If you know a reaction that can do the "Stamp" step--cut out only part of a graphene sheet according to adsorbed or bonded atoms/molecules--then that could help a lot.
Electron microscopes can be used to cut and weld buckytubes. I could see using that to build a first nano-fabricator. But I don't think it can be made to scale.
I'd be happy to be proved wrong on any of this.
Chris
Posted by: Chris Phoenix, CRN | November 29, 2004 at 02:53 PM
This is great news! It seems that the bottleneck is to synthesize the DCB molecule. All the other steps look relatively straightforward. Could it be that molecular manufacturing is but one small molecule away?
IMHO, the order of steps to take after the first rudimentary tools are developped should be as follows:
1) Build a few dozen units of a standarised rechargeable handle.
2) Build a grid to store the handles, so that they can be picked, used and placed back in it, and then all of them recharged by placing the grid in the right environment (let's say acetylene).
3) Build a gripper which can be attached to an AFM tip so that it can easily pick, use and place the handles.
4) Build a simple MNT positioning device, so as to get rid of the AFM. No rod logic should be necessary for this.
5) Use this positioning device to build more positioning devices, exponentially.
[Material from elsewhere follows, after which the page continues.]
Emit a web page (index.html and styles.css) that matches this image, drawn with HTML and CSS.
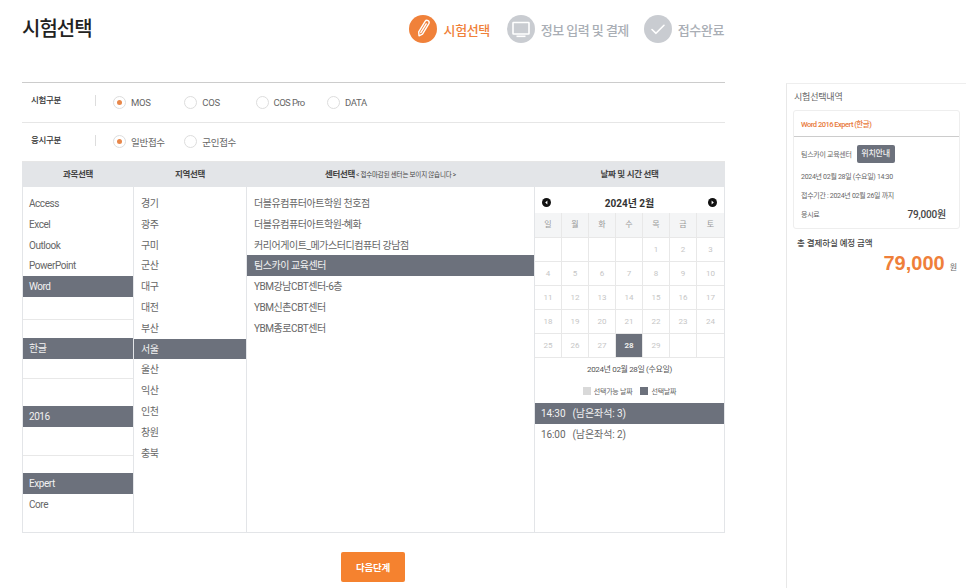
FILE: index.html
```html
<!DOCTYPE html>
<html lang="ko">
  <head>
    <meta charset="utf-8" />
    <title>시험선택</title>
    <link rel="stylesheet" href="styles.css">
  </head>

  <body>
    <div class="page">
      <div class="main">
        <!-- 상단 제목, 단계 -->
        <div class="top">
          <h1 class="title">시험선택</h1>
          <div class="steps">
            <div class="step step-on">
              <span class="step-icon">
                <svg width="28" height="28" viewBox="0 0 28 28" fill="none" stroke="#fff" stroke-width="1.4" stroke-linejoin="round" stroke-linecap="round">
                  <path d="M10 20.8L9.7 16.9L16.1 6.4A2.2 2.2 0 0 1 19.9 8.6L13.5 19.1Z" />
                  <path d="M11.8 17.6L17.2 8.8" />
                </svg>
              </span>
              <span class="step-text">시험선택</span>
            </div>
            <div class="step">
              <span class="step-icon">
                <svg width="28" height="28" viewBox="0 0 28 28" fill="none" stroke="#fff" stroke-width="1.6">
                  <rect x="6" y="7.5" width="16" height="11.5" rx="0.5" />
                  <path d="M9.5 21.3h9" />
                </svg>
              </span>
              <span class="step-text step-text-long">정보 입력 및 결제</span>
            </div>
            <div class="step">
              <span class="step-icon">
                <svg width="28" height="28" viewBox="0 0 28 28" fill="none" stroke="#fff" stroke-width="1.6" stroke-linecap="round" stroke-linejoin="round">
                  <path d="M8 14.5l4 3.8 8-8" />
                </svg>
              </span>
              <span class="step-text">접수완료</span>
            </div>
          </div>
        </div>

        <!-- 시험구분 -->
        <div class="filter filter-first">
          <div class="filter-label">시험구분</div>
          <div class="options">
            <div class="option option-on"><span class="radio"></span>MOS</div>
            <div class="option"><span class="radio"></span>COS</div>
            <div class="option"><span class="radio"></span><span class="tight">COS Pro</span></div>
            <div class="option"><span class="radio"></span>DATA</div>
          </div>
        </div>
        <div class="filter">
          <div class="filter-label">응시구분</div>
          <div class="options">
            <div class="option option-on"><span class="radio"></span>일반접수</div>
            <div class="option"><span class="radio"></span>군인접수</div>
          </div>
        </div>

        <!-- 선택 테이블 -->
        <div class="picker">
          <div class="col col-subject">
            <div class="col-head">과목선택</div>
            <div class="subject-group group-a">
              <div class="item">Access</div>
              <div class="item">Excel</div>
              <div class="item">Outlook</div>
              <div class="item">PowerPoint</div>
              <div class="item item-on">Word</div>
            </div>
            <div class="subject-group group-b">
              <div class="item item-on">한글</div>
            </div>
            <div class="subject-group group-c">
              <div class="item item-on">2016</div>
            </div>
            <div class="subject-group group-d">
              <div class="item item-on">Expert</div>
              <div class="item">Core</div>
            </div>
          </div>

          <div class="col">
            <div class="col-head">지역선택</div>
            <div class="list">
              <div class="item">경기</div>
              <div class="item">광주</div>
              <div class="item">구미</div>
              <div class="item">군산</div>
              <div class="item">대구</div>
              <div class="item">대전</div>
              <div class="item">부산</div>
              <div class="item item-on">서울</div>
              <div class="item">울산</div>
              <div class="item">익산</div>
              <div class="item">인천</div>
              <div class="item">창원</div>
              <div class="item">충북</div>
            </div>
          </div>

          <div class="col">
            <div class="col-head">센터선택<small>&lt; 접수마감된 센터는 보이지 않습니다 &gt;</small></div>
            <div class="list">
              <div class="item">더블유컴퓨터아트학원 천호점</div>
              <div class="item">더블유컴퓨터아트학원-혜화</div>
              <div class="item">커리어게이트_메가스터디컴퓨터 강남점</div>
              <div class="item item-on">팀스카이 교육센터</div>
              <div class="item">YBM강남CBT센터-6층</div>
              <div class="item">YBM신촌CBT센터</div>
              <div class="item">YBM종로CBT센터</div>
            </div>
          </div>

          <div class="col">
            <div class="col-head">날짜 및 시간 선택</div>
            <div class="cal-head">
              <span class="cal-arrow">
                <svg width="9" height="9" viewBox="0 0 9 9"><circle cx="4.5" cy="4.5" r="4.5" fill="#111" /><path d="M5.4 2.4L3.2 4.5l2.2 2.1z" fill="#fff" /></svg>
              </span>
              <span>2024년 2월</span>
              <span class="cal-arrow">
                <svg width="9" height="9" viewBox="0 0 9 9"><circle cx="4.5" cy="4.5" r="4.5" fill="#111" /><path d="M3.6 2.4l2.2 2.1-2.2 2.1z" fill="#fff" /></svg>
              </span>
            </div>
            <div class="cal-grid">
              <div class="dow">일</div><div class="dow">월</div><div class="dow">화</div><div class="dow">수</div><div class="dow">목</div><div class="dow">금</div><div class="dow">토</div>
              <div class="day"></div><div class="day"></div><div class="day"></div><div class="day"></div><div class="day">1</div><div class="day">2</div><div class="day">3</div>
              <div class="day">4</div><div class="day">5</div><div class="day">6</div><div class="day">7</div><div class="day">8</div><div class="day">9</div><div class="day">10</div>
              <div class="day">11</div><div class="day">12</div><div class="day">13</div><div class="day">14</div><div class="day">15</div><div class="day">16</div><div class="day">17</div>
              <div class="day">18</div><div class="day">19</div><div class="day">20</div><div class="day">21</div><div class="day">22</div><div class="day">23</div><div class="day">24</div>
              <div class="day">25</div><div class="day">26</div><div class="day">27</div><div class="day day-on">28</div><div class="day">29</div><div class="day"></div><div class="day"></div>
            </div>
            <div class="cal-date">2024년 02월 28일 (수요일)</div>
            <div class="legend">
              <span class="legend-item"><i class="swatch"></i>선택가능 날짜</span>
              <span class="legend-item"><i class="swatch swatch-on"></i>선택날짜</span>
            </div>
            <div class="time time-on">14:30 &nbsp; (남은좌석: 3)</div>
            <div class="time">16:00 &nbsp; (남은좌석: 2)</div>
          </div>
        </div>

        <div class="actions">
          <button class="next-btn">다음단계</button>
        </div>
      </div>

      <!-- 오른쪽 내역 -->
      <div class="side">
        <div class="side-title">시험선택내역</div>
        <div class="card">
          <div class="card-head">Word 2016 Expert (한글)</div>
          <div class="card-body">
            <div class="card-row">팀스카이 교육센터 <span class="place-btn">위치안내</span></div>
            <div class="card-row">2024년 02월 28일 (수요일) 14:30</div>
            <div class="card-row">접수기간 : 2024년 02월 26일 까지</div>
            <div class="card-row card-fee"><span>응시료</span><b>79,000원</b></div>
          </div>
        </div>
        <div class="total-label">총 결제하실 예정 금액</div>
        <div class="total"><b>79,000</b><span>원</span></div>
      </div>
    </div>
  </body>
</html>
```

FILE: styles.css
```css
* {
  box-sizing: border-box;
}

body {
  margin: 0;
  height: 588px;
  overflow: hidden;
  background: #fff;
  font-family: Roboto, "Noto Sans CJK KR", sans-serif;
  color: #555;
}

.page {
  display: flex;
  align-items: flex-start;
  padding-left: 22px;
}

.main {
  width: 703px;
  flex: none;
}

/* 상단 */
.top {
  display: flex;
  justify-content: space-between;
  height: 60px;
  padding-top: 15px;
  margin-bottom: 22px;
}

.title {
  margin: 1px 0 0;
  font-size: 20px;
  line-height: 27px;
  font-weight: 500;
  letter-spacing: -1px;
  color: #222;
}

.steps {
  display: flex;
  gap: 15px;
  padding-right: 1px;
}

.step {
  display: flex;
  align-items: center;
  gap: 6px;
  height: 28px;
  color: #a9aeb5;
}

.step-icon {
  display: block;
  width: 28px;
  height: 28px;
  border-radius: 50%;
  background: #c9ccd1;
}

.step-icon svg {
  display: block;
}

.step-on {
  gap: 7px;
  margin-right: 2px;
  color: #f0813a;
}

.step-on .step-icon {
  background: #f0813a;
}

.step-text {
  font-size: 13px;
  font-weight: 500;
  letter-spacing: -0.4px;
}

.step-text-long {
  letter-spacing: -0.55px;
}

/* 시험구분, 응시구분 */
.filter {
  display: flex;
  align-items: center;
  height: 39px;
  padding-bottom: 1px;
  border-bottom: 1px solid #e6e6e6;
}

.filter-first {
  height: 41px;
  border-top: 1px solid #ccc;
}

.filter:last-of-type {
  border-bottom: 0;
}

.filter-label {
  width: 74px;
  height: 11px;
  padding-left: 9px;
  margin-top: -2px;
  border-right: 1px solid #ddd;
  font-size: 8.5px;
  line-height: 11px;
  font-weight: 500;
  letter-spacing: -0.3px;
  color: #333;
}

.filter-first .filter-label {
  margin-top: -4px;
}

.options {
  display: flex;
  padding-left: 17px;
}

.option {
  display: flex;
  align-items: center;
  width: 71.3px;
  font-size: 9.5px;
  letter-spacing: -0.3px;
  color: #666;
}

.tight {
  letter-spacing: -0.6px;
}

.radio {
  position: relative;
  width: 13px;
  height: 13px;
  margin-right: 5px;
  border: 1px solid #ddd;
  border-radius: 50%;
  background: #fff;
}

.option-on .radio::after {
  content: "";
  position: absolute;
  top: 3px;
  left: 3px;
  width: 5px;
  height: 5px;
  border-radius: 50%;
  background: #e8874a;
}

/* 선택 테이블 */
.picker {
  display: grid;
  grid-template-columns: 111px 113px 288px 190px;
  height: 371px;
  border-bottom: 1px solid #e3e5e8;
  border-left: 1px solid #e3e5e8;
}

.col {
  border-right: 1px solid #e3e5e8;
  min-width: 0;
}

.col-head {
  height: 25px;
  background: #e3e5e8;
  font-size: 8.5px;
  line-height: 25px;
  font-weight: 700;
  letter-spacing: -0.3px;
  text-align: center;
  color: #444;
}

.col-head small {
  margin-left: 1px;
  font-size: 6.5px;
  font-weight: 400;
  letter-spacing: -0.2px;
}

.list {
  padding-top: 6px;
}

.item {
  height: 20.8px;
  padding-left: 7px;
  font-size: 10px;
  line-height: 22px;
  letter-spacing: -0.45px;
  color: #666;
}

.col-subject .item {
  padding-left: 6px;
}

.item-on {
  background: #6c717c;
  color: #f2f2f2;
}

.subject-group {
  border-bottom: 1px solid #e8e8e8;
}

.group-a {
  padding: 6px 0 22px;
}

.group-b {
  padding: 18px 0 19px;
}

.group-c {
  padding: 27px 0 28px;
}

.group-d {
  padding-top: 17.5px;
  border-bottom: 0;
}

/* 달력 */
.cal-head {
  display: flex;
  justify-content: space-between;
  align-items: center;
  height: 26px;
  padding: 5px 7px 0;
  font-size: 10px;
  font-weight: 700;
  color: #333;
}

.cal-arrow {
  display: block;
  height: 9px;
}

.cal-arrow svg {
  display: block;
}

.cal-grid {
  display: grid;
  grid-template-columns: repeat(7, 1fr);
  grid-template-rows: 25px repeat(5, 24px);
}

.dow,
.day {
  border-right: 1px solid #e8e8e8;
  border-bottom: 1px solid #e8e8e8;
  font-size: 8px;
  text-align: center;
}

.dow:nth-child(7n),
.day:nth-child(7n) {
  border-right: 0;
}

.dow {
  background: #f4f5f6;
  line-height: 24px;
  color: #999;
}

.day {
  line-height: 23px;
  color: #c6c6c6;
}

.day-on {
  background: #6c717c;
  font-weight: 700;
  color: #eee;
}

.cal-date {
  height: 24px;
  font-size: 8px;
  line-height: 24px;
  letter-spacing: -0.35px;
  text-align: center;
  color: #555;
}

.legend {
  display: flex;
  justify-content: center;
  gap: 8px;
  height: 21px;
  padding-top: 3px;
}

.legend-item {
  display: flex;
  align-items: center;
  gap: 3px;
  height: 12px;
  font-size: 7px;
  letter-spacing: -0.25px;
  color: #666;
}

.swatch {
  display: block;
  width: 8px;
  height: 8px;
  background: #d9d9d9;
}

.swatch-on {
  background: #6c717c;
}

.time {
  height: 21px;
  padding-left: 6px;
  font-size: 10px;
  line-height: 21px;
  letter-spacing: -0.1px;
  color: #666;
}

.time-on {
  background: #6c717c;
  color: #f2f2f2;
}

.actions {
  display: flex;
  justify-content: center;
  padding: 19px 1px 0 0;
}

.next-btn {
  width: 64px;
  height: 30px;
  padding: 0;
  border: 0;
  border-radius: 2px;
  background: #f5822f;
  font-family: inherit;
  font-size: 9.5px;
  font-weight: 700;
  letter-spacing: -0.3px;
  color: #fff;
}

/* 오른쪽 내역 */
.side {
  flex: none;
  width: 190px;
  height: 505px;
  margin: 83px 0 0 61px;
  padding: 7px 0 0 6px;
  border-top: 1px solid #eee;
  border-left: 1px solid #e8e8e8;
}

.side-title {
  height: 19px;
  padding-left: 1px;
  font-size: 9px;
  line-height: 12px;
  letter-spacing: -0.2px;
  color: #666;
}

.card {
  width: 167px;
  height: 119px;
  border: 1px solid #eee;
  border-radius: 3px;
}

.card-head {
  height: 26px;
  padding-left: 7px;
  border-bottom: 1px solid #ccc;
  font-size: 7.5px;
  font-weight: 500;
  line-height: 28px;
  letter-spacing: -0.5px;
  color: #e8793a;
}

.card-body {
  padding: 8px 7px 0;
}

.card-row {
  display: flex;
  align-items: center;
  height: 19px;
  font-size: 7px;
  letter-spacing: -0.3px;
  color: #666;
}

.card-row:first-child {
  height: 18px;
  margin-bottom: 3px;
}

.card-fee {
  justify-content: space-between;
  padding-right: 6px;
}

.card-fee b {
  font-size: 10px;
  font-weight: 500;
  letter-spacing: -0.2px;
  color: #444;
}

.place-btn {
  display: block;
  width: 38px;
  height: 18px;
  margin-left: 5px;
  border-radius: 2px;
  background: #6c717c;
  font-size: 8px;
  font-weight: 500;
  line-height: 18px;
  letter-spacing: -0.2px;
  text-align: center;
  color: #eee;
}

.total-label {
  margin-top: 7px;
  padding-left: 4px;
  font-size: 8.5px;
  line-height: 14px;
  font-weight: 500;
  letter-spacing: -0.1px;
  color: #444;
}

.total {
  display: flex;
  justify-content: flex-end;
  align-items: baseline;
  gap: 5px;
  width: 164px;
  color: #666;
  font-size: 8px;
}

.total b {
  font-family: "Liberation Sans", sans-serif;
  font-size: 20px;
  line-height: 26px;
  color: #ef7f3a;
}
```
6) Applications: small nanofactories to build larger ones, MNT computers and then all the rest.
Martin
Posted by: Martin Baldan | December 01, 2004 at 10:54 AM
The race between the bottom-up intentional nanotech builders, and the random-assembly unintentional nanotech ground-breakers is shaping up nicely.
The former will try to create single-point assembly functionality, which they can then leverage to replicate into an array.
The latter are heading down a path of crude self-organizing patterned arrays with very simple molecular functionality at each point.. Their work should iteratively develop in complexity and precision until it can create simple assembler functionality at each point in the array.
Who will get to the nanofactory first? Maybe they'll meet halfway and cut off the last few years of development time for both.